NEW YORK (GenomeWeb News) – Almac Diagnostics said today that University of Miami researchers will use its breast cancer microarray technology in studies of how genetic differences found in varying ethnic groups influence the disease.
The researchers at the university's Miller School of Medicine's Sylvester Comprehensive Cancer Center are using a two-year, $725,000 grant under the Department of Defense's Synergistic Idea Award program to fund the studies focused on the genetic differences found in African-American breast cancer patients in particular.
The company said its Cancer DSA microarray technology enables profiling from frozen and from FFPE tissue, and it is based on array content generated from sequencing, gene expression profiling, and mining of public databases and bioinformatics analysis.

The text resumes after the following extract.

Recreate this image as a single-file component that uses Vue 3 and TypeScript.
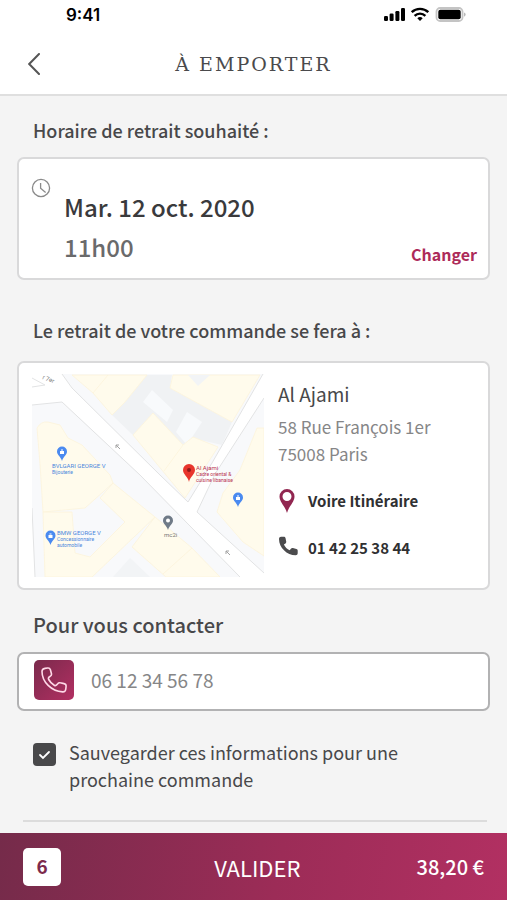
<script setup lang="ts">
import { ref } from 'vue'

interface Place {
  name: string
  street: string
  city: string
  phone: string
}

const place: Place = {
  name: 'Al Ajami',
  street: '58 Rue François 1er',
  city: '75008 Paris',
  phone: '01 42 25 38 44',
}
const pickup = { day: 'Mar. 12 oct. 2020', hour: '11h00' }
const phone = ref<string>('')
const save = ref<boolean>(true)
const cart = { count: 6, total: '38,20 €' }
</script>

<template>
  <div class="screen">
    <div class="status">
      <span class="time">9:41</span>
      <svg class="indicators" viewBox="0 0 84 16" aria-hidden="true">
        <g fill="#000">
          <rect x="1" y="9" width="4" height="5" rx="1.2" />
          <rect x="6.600" y="6.600" width="4" height="7.400" rx="1.200" />
          <rect x="12.400" y="4" width="4" height="10" rx="1.200" />
          <rect x="18" y="1" width="4" height="13" rx="1.200" />
          <path d="M37 14 34.300 11.200a4 4 0 0 1 5.400 0z" />
        </g>
        <g fill="none" stroke="#000" stroke-width="2.400">
          <path d="M28.700 5.200a12 12 0 0 1 16.600 0" />
          <path d="M31.600 8.800a7.800 7.800 0 0 1 10.800 0" />
        </g>
        <rect x="53.500" y="1" width="26" height="13" rx="3.600" fill="#fff" stroke="#c4c4c4" stroke-width="1.800" />
        <rect x="55.300" y="2.800" width="22.400" height="9.400" rx="2" fill="#000" />
        <path d="M81.200 5.600v4.200c1.800-.7 1.800-3.500 0-4.200z" fill="#aaa" />
      </svg>
    </div>

    <header class="topbar">
      <button class="back" type="button" aria-label="Retour">
        <svg viewBox="0 0 12 22"><path d="M11 1 1.200 11 11 21" /></svg>
      </button>
      <h1>À EMPORTER</h1>
    </header>

    <main>
      <section>
        <h2 class="tight">Horaire de retrait souhaité :</h2>
        <div class="card schedule">
          <svg class="clock" viewBox="0 0 20 20" aria-hidden="true">
            <circle cx="10" cy="10" r="8.600" />
            <path d="M9.600 5v5.200l5 4.400" />
          </svg>
          <div class="slot">
            <p class="day">{{ pickup.day }}</p>
            <p class="hour">{{ pickup.hour }}</p>
          </div>
          <button class="change" type="button">Changer</button>
        </div>
      </section>

      <section class="where">
        <h2 class="tight">Le retrait de votre commande se fera à :</h2>
        <div class="card place">
          <svg class="map" viewBox="0 0 232 203" role="img" aria-label="Plan du quartier">
            <rect width="232" height="203" fill="#fff" />
            <g fill="#f8f9fb">
              <path d="M30 0 40 14 128 101 156 128 180 89 231 0z" />
              <path d="M0 31 30 28 108 101 208 203H3L0 134z" />
              <path d="M232 24 183 100 165 138 232 199z" />
            </g>
            <g fill="none" stroke="#e2e3e4">
              <path d="M30 0 40 14 128 101 156 128 180 89 231 0" />
              <path d="M0 31 30 28 108 101 208 203" />
              <path d="M0 134 3 203" />
              <path d="M232 24 183 100 165 138 232 199" />
              <path d="M0 4 13 11 0 13" />
            </g>
            <path d="M115 1H140L138 14 200 48 190 71 160 64 151 71 121 39 101 61 80 41 93 28z" fill="#f0f2f4" />
            <g fill="#f8fafc">
              <path d="M120 16 141 36 135 48 111 28z" />
              <path d="M155 38 170 48 155 71 144 58z" />
            </g>
            <g fill="#fffbec" stroke="#fcf4db" stroke-width=".8">
              <path d="M40 1H115L93 28 80 41 61 19z" />
              <path d="M61 19 76 1" />
              <path d="M141 1H228L200 48 138 14z" />
              <path d="M121 39 151 71 161 63 186 73 153 124 101 61z" />
              <path d="M151 71 132 97" />
              <path d="M5 54Q9 47 16 48L28 51 36 64 50 71 78 101 81 109 53 134 11 138 8 90z" />
              <path d="M11 138H40L43 179 58 183 93 148 68 124 81 109 123 143 60 203H13z" />
              <path d="M123 143 160 174 188 203H134L100 173z" />
              <path d="M131 200 160 174" />
              <path d="M232 54H225L208 96 191 119 185 138 211 168 232 182z" />
            </g>
            <g fill="#f2f4f6">
              <path d="M156 1H178L166 12z" />
              <path d="M81 203 98 184 118 203z" />
            </g>
            <g stroke="#a2a2a2" fill="none">
              <path d="M84 71 88 75M84 71V74M84 71H87" />
              <path d="M194 177 198 181M194 177V180M194 177H197" />
            </g>
            <text class="road name" transform="translate(10 5) rotate(20)">r 7er</text>
            <g fill="#4a8af0">
              <path d="M30 87c-1.500-5-5-6-5-9.500a5 5 0 0 1 10 0c0 3.500-3.500 4.500-5 9.500z" />
              <path d="M18.500 171c-1.500-5-5-6-5-9.500a5 5 0 0 1 10 0c0 3.500-3.500 4.500-5 9.500z" />
              <path d="M206 133c-1.500-5-5-6-5-9.500a5 5 0 0 1 10 0c0 3.500-3.500 4.500-5 9.500z" />
            </g>
            <g fill="#fff">
              <path d="M28 77h4v3h-4zM29 75.500h2v1h-2z" />
              <path d="M16.500 161h4v3h-4zM17.500 159.500h2v1h-2z" />
              <path d="M204 123h4v3h-4zM205 121.500h2v1h-2z" />
            </g>
            <path d="M136 156c-1.500-5-5-6-5-9.500a5 5 0 0 1 10 0c0 3.500-3.500 4.500-5 9.500z" fill="#6f7a87" />
            <circle cx="136" cy="146.500" r="2" fill="#fff" />
            <path d="M157 108c-1-5.500-6-7.500-6-12a6 6 0 0 1 12 0c0 4.500-5 6.500-6 12z" fill="#e8352c" />
            <circle cx="157" cy="96" r="2" fill="#8f1a1a" />
            <g class="blue">
              <text class="name" x="20" y="94">BVLGARI GEORGE V</text>
              <text x="20" y="100">Bijouterie</text>
              <text class="name" x="25" y="161">BMW GEORGE V</text>
              <text x="25" y="167">Concessionnaire</text>
              <text x="25" y="173">automobile</text>
            </g>
            <g class="red">
              <text class="name" x="164" y="96">Al Ajami</text>
              <text x="164" y="102">Cadre oriental &amp;</text>
              <text x="164" y="108">cuisine libanaise</text>
            </g>
            <text class="name grey" x="132" y="163">mc2i</text>
          </svg>
          <div class="details">
            <h3>{{ place.name }}</h3>
            <address>{{ place.street }}<br />{{ place.city }}</address>
            <a class="action" href="#itineraire">
              <svg viewBox="0 0 20 26" aria-hidden="true">
                <path fill="#912650" fill-rule="evenodd" d="M9 25C7 18 1.500 14 1.500 8.500a7.500 7.500 0 0 1 15 0C16.500 14 11 18 9 25zM9 4a4.500 4.500 0 1 0 0 9 4.500 4.500 0 0 0 0-9z" />
              </svg>
              Voire Itinéraire
            </a>
            <a class="action" href="tel:0142253844">
              <svg viewBox="0 0 20 26" aria-hidden="true">
                <path fill="#4b4b4d" d="M1 4C1 2.500 2 1.800 3 1.800h2.700c.9 0 1.600.5 1.800 1.300l.7 3.500c.2.800-.1 1.400-.7 1.800L5.900 9.600c1.200 2.600 3.200 4.500 5.800 5.700l1.400-1.700c.5-.5 1.100-.7 1.800-.5l3.500.9c.8.200 1.300.8 1.300 1.700v2.600c0 1.200-.9 2-2 2C8.900 20.300 1 12.500 1 4z" />
              </svg>
              {{ place.phone }}
            </a>
          </div>
        </div>
      </section>

      <section class="contact">
        <h2><label for="phone">Pour vous contacter</label></h2>
        <div class="card field">
          <span class="badge">
            <svg viewBox="0 0 26 26" aria-hidden="true">
              <path d="M1 4.500C1 2.500 2 1.800 4 1.400L6.500 1C8 .8 9 1.400 9.400 2.800l1 3.700c.3 1.200 0 2-1 2.600l-1.200.9c-.9.700-1 1.500-.5 2.500 1.300 2.400 3 4.300 5.500 5.700 1 .6 1.900.5 2.600-.4l.9-1.100c.7-.9 1.500-1.200 2.600-.9l3.700.8c1.500.3 2.200 1.200 2.100 2.700l-.3 2.700c-.2 2-1.200 3-3.200 2.900C10.500 24.300 1 15 1 4.500z" />
            </svg>
          </span>
          <input id="phone" v-model="phone" type="tel" placeholder="06 12 34 56 78" />
        </div>
        <label class="save">
          <input v-model="save" type="checkbox" />
          <span>Sauvegarder ces informations pour une prochaine commande</span>
        </label>
      </section>
      <hr />
    </main>

    <footer>
      <span class="count">{{ cart.count }}</span>
      <button class="submit" type="button">VALIDER</button>
      <span class="total">{{ cart.total }}</span>
    </footer>
  </div>
</template>

<style>
body {
  margin: 0;
  background: #f4f4f4;
}
</style>

<style scoped>
.screen {
  display: flex;
  flex-direction: column;
  min-height: 100vh;
  background: #f4f4f4;
  color: #48484a;
  font-family: "Noto Sans CJK SC", "Noto Sans", sans-serif;
}
h1, h2, h3, p, address {
  margin: 0;
  font-style: normal;
}
button {
  padding: 0;
  border: 0;
  background: none;
  font-family: inherit;
  cursor: pointer;
}
.status {
  display: flex;
  justify-content: space-between;
  align-items: center;
  height: 30px;
  padding: 0 40px 0 66px;
  background: #fff;
}
.time {
  color: #000;
  font: 600 17px/30px Inter, sans-serif;
}
.indicators {
  width: 84px;
  height: 16px;
}
.topbar {
  display: grid;
  grid-template-columns: 28px 1fr 28px;
  align-items: center;
  height: 66px;
  padding: 4px 28px 0;
  box-sizing: border-box;
  border-bottom: 2px solid #dfdfdf;
  background: #fff;
}
.back svg {
  display: block;
  width: 12px;
  height: 22px;
  fill: none;
  stroke: #555;
  stroke-width: 2;
  stroke-linecap: round;
}
h1 {
  color: #4a4a4c;
  font: 400 19px/32px "DejaVu Serif", serif;
  letter-spacing: 2px;
  text-align: center;
}
main {
  flex: 1;
  padding: 19px 17px 10px;
}
h2 {
  padding-left: 16px;
  font-size: 20px;
  font-weight: 500;
  line-height: 30px;
}
.tight {
  font-size: 18px;
}
.card {
  box-sizing: border-box;
  margin-top: 12px;
  border: 2px solid #d9d9da;
  border-radius: 7px;
  background: #fff;
}
.schedule {
  display: flex;
  min-height: 123px;
  padding: 19px 11px 10px 12px;
}
.clock {
  width: 20px;
  height: 20px;
  fill: none;
  stroke: #8a8a8a;
  stroke-width: 1.3;
}
.slot {
  flex: 1;
  padding: 9px 0 0 13px;
  line-height: 40px;
}
.day {
  color: #3a3a3c;
  font-size: 24px;
  font-weight: 500;
}
.hour {
  color: #6a6a6b;
  font-size: 24px;
  font-weight: 500;
}
.change {
  align-self: flex-end;
  color: #ad2b5a;
  font-size: 16px;
  font-weight: 700;
  line-height: 28px;
}
.where {
  margin-top: 35px;
}
.where .card {
  margin-top: 16px;
}
.place {
  display: flex;
  gap: 14px;
  min-height: 229px;
  padding: 11px 13px;
}
.map {
  flex: 0 1 232px;
  width: 232px;
  height: 203px;
}
.map text {
  font: 5px Roboto, sans-serif;
}
.map .name {
  font-size: 6px;
}
.blue {
  fill: #4a86dc;
}
.red {
  fill: #b8324f;
}
.grey,
.road {
  fill: #777;
}
.details {
  flex: 1;
  min-width: 160px;
}
h3 {
  font-size: 19px;
  font-weight: 400;
  line-height: 39px;
}
address {
  margin-bottom: 10px;
  color: #868687;
  font-size: 17px;
  line-height: 27px;
}
.action {
  display: flex;
  align-items: center;
  gap: 10px;
  color: #303032;
  font-size: 15px;
  font-weight: 700;
  line-height: 47px;
  text-decoration: none;
}
.action svg {
  width: 20px;
  height: 26px;
}
.contact {
  margin-top: 20px;
}
.field {
  display: flex;
  align-items: center;
  gap: 17px;
  min-height: 59px;
  padding: 0 15px 3px;
  border-color: #b2b2b3;
}
.badge {
  display: grid;
  place-items: center;
  width: 40px;
  height: 40px;
  border-radius: 5px;
  background: linear-gradient(135deg, #7a2a4c, #b22f62);
}
.badge svg {
  width: 26px;
  height: 26px;
  fill: none;
  stroke: #ffd9e8;
  stroke-width: 1.6;
}
.field input {
  flex: 1;
  min-width: 0;
  padding: 0;
  border: 0;
  outline: 0;
  background: none;
  color: #48484a;
  font: 400 19px/30px "Noto Sans CJK SC", sans-serif;
}
.field input::placeholder {
  color: #868687;
  opacity: 1;
}
.save {
  display: flex;
  gap: 13px;
  margin-top: 28px;
  padding: 0 80px 0 16px;
  font-size: 18px;
  line-height: 27px;
}
.save input {
  flex: none;
  width: 23px;
  height: 23px;
  margin: 4px 0 0;
  border-radius: 4px;
  appearance: none;
  background: #fff;
  border: 2px solid #48484a;
}
.save input:checked {
  border: 0;
  background: #48484a url("data:image/svg+xml,%3Csvg xmlns='http://www.w3.org/2000/svg' viewBox='0 0 23 23'%3E%3Cpath d='M7 12l3 3 6-6' fill='none' stroke='white' stroke-width='1.800' stroke-linecap='round'/%3E%3C/svg%3E");
}
hr {
  height: 2px;
  margin: 27px 3px 0 6px;
  border: 0;
  background: #dcdcdc;
}
footer {
  display: grid;
  grid-template-columns: 25fr auto 24fr;
  align-items: center;
  height: 67px;
  padding: 0 23px;
  background: linear-gradient(100deg, #752b4a, #9c2c57 55%, #b23062);
  color: #fff;
}
.count {
  width: 38px;
  height: 38px;
  border-radius: 5px;
  background: #fff;
  color: #7d2a4c;
  font-size: 19px;
  font-weight: 700;
  line-height: 36px;
  text-align: center;
}
.submit {
  color: #fff;
  font-size: 22px;
  line-height: 40px;
}
.total {
  font-size: 20px;
  font-weight: 500;
  text-align: right;
}
</style>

Lisa Baumbach, an associate professor of pediatrics at the Miller School and a winner of the grant, said in a statement that the Almac diagnostic tools have been used in recent studies to "indicate that there may be distinct genetic differences in breast tissue between African-American, Caucasian, and Hispanic patients. The new grant will allow the UM team to take those findings a step further, with an international collaboration on women of African descent."
The Miller School research will compare genome expression in African-American women with naturalized African women, examining 50 women in each group, and will analyze chromosomal alterations associated with gene expression differences.
Financial and further terms of the agreement were not released.